Please mind the gap: reflecting on gender inequality in music higher education, one year on from Slow Train Coming

Introduction

In November 2022, the Equality, Diversity and Inclusion in Music Studies (EDIMS) network published the seminal report, Slow Train Coming? Equality, Diversity and Inclusion in UK Music Higher Education (Bull et al. Citation2022). Using statistical data sourced from the Higher Education Statistics Agency (HESA), survey data from thirty-two higher education institutions, and testimonial accounts from minoritised staff and students in music higher education, the report aimed to highlight demographic patterns and lived experiences of inequality in music higher education, and to document examples of institutions engaging in ongoing work relating to equality, diversity, and inclusion.

Overall, the report offered ‘a broad, shallow overview’ (Bull et al. Citation2022, 9) of inequalities in music higher education relating to race, gender, class, and disability. It highlighted concerning issues including the notable underrepresentation of global majority ethnicities, the working classes, and women among music students and staff, alongside higher rates of disability among music students in comparison to the wider student population. Survey data demonstrated that although many institutions had engaged in equality, diversity, and inclusion initiatives, these were sometimes narrow in focus, failed to be embedded in important areas such as student and staff recruitment, and did not alleviate the microaggressions testified to by individual respondents.

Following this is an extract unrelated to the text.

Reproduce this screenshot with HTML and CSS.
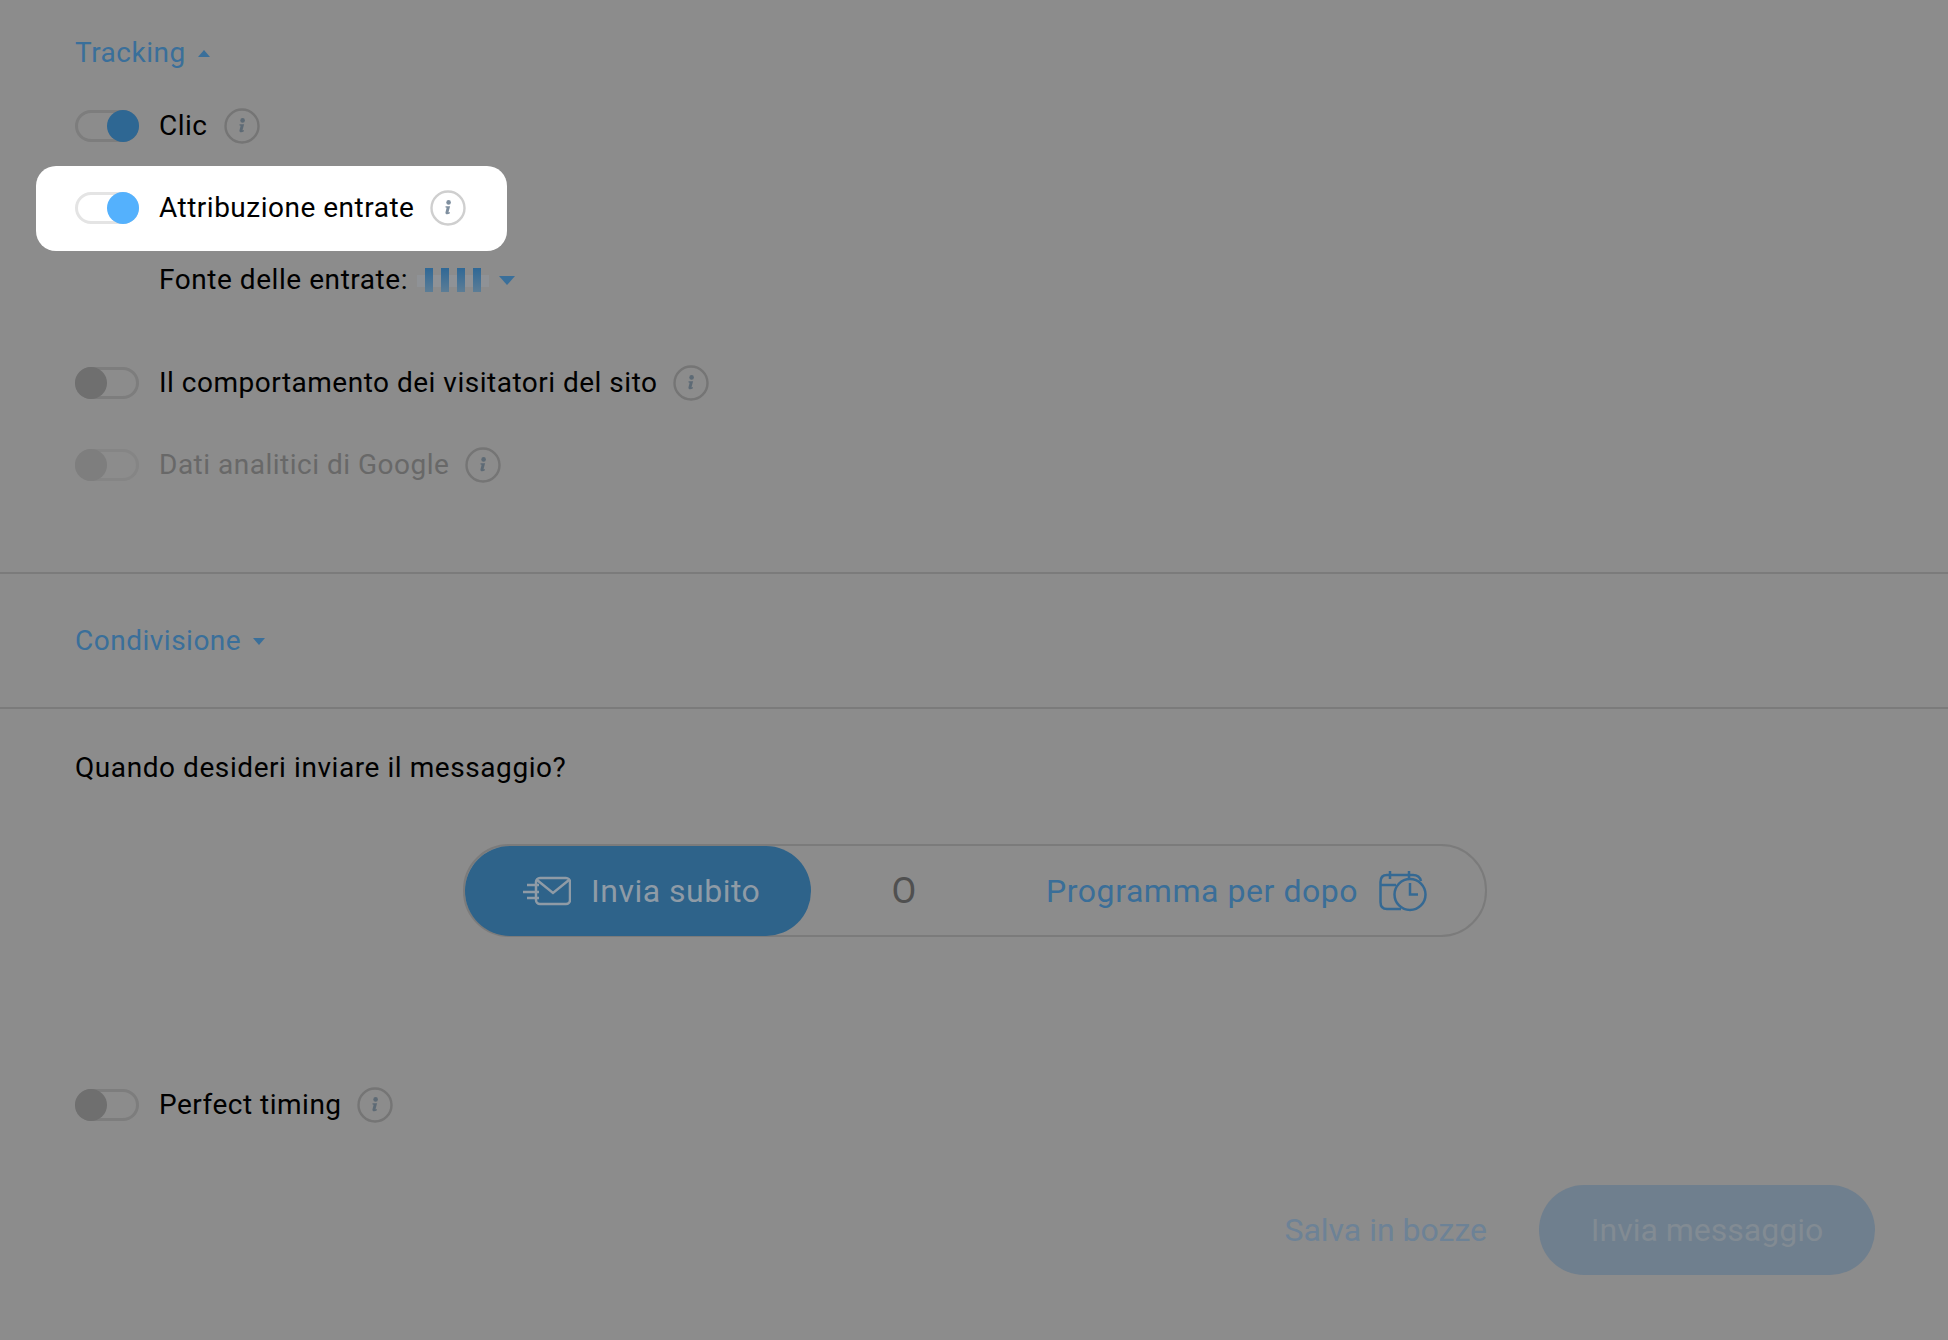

In November 2023 – one year on from the publication of Slow Train Coming – music students and staff from institutions across the UK met together at the inaugural conference of the new Centre for Music Education and Social Justice at the University of Southampton. Presentations and panels throughout the day reviewed Slow Train Coming, drew comparisons with other reports, and offered case studies relating to specific institutions. Delegates sought to begin to construct an ‘activist’ research agenda in response to Slow Train Coming, and to take steps to make positive changes across music higher education in the UK. In what follows, I report on themes relating to gender inequality that were drawn out during the conference. After contextualising the issue of gender inequality within education systems more widely, I evaluate the findings of Slow Train Coming in relation to gender, and expand on two ‘edge cases’ that were discussed by Anna Bull, Vick Bain, and Elizabeth MacGregor during a panel discussion at the conference. First, I draw on Bain’s (Citation2019) report, Counting the Music Industry, to investigate the gender participation gap in music technology degrees and related industries. Second, I draw on my own experience of undergraduate music studies at the University of Cambridge to evaluate curriculum initiatives addressing gender attainment gaps in music degrees (University of Cambridge Citation2018). To conclude, I draw on the recommendations made in Slow Train Coming to highlight some initial research priorities for making change in gender representation at all levels of music higher education.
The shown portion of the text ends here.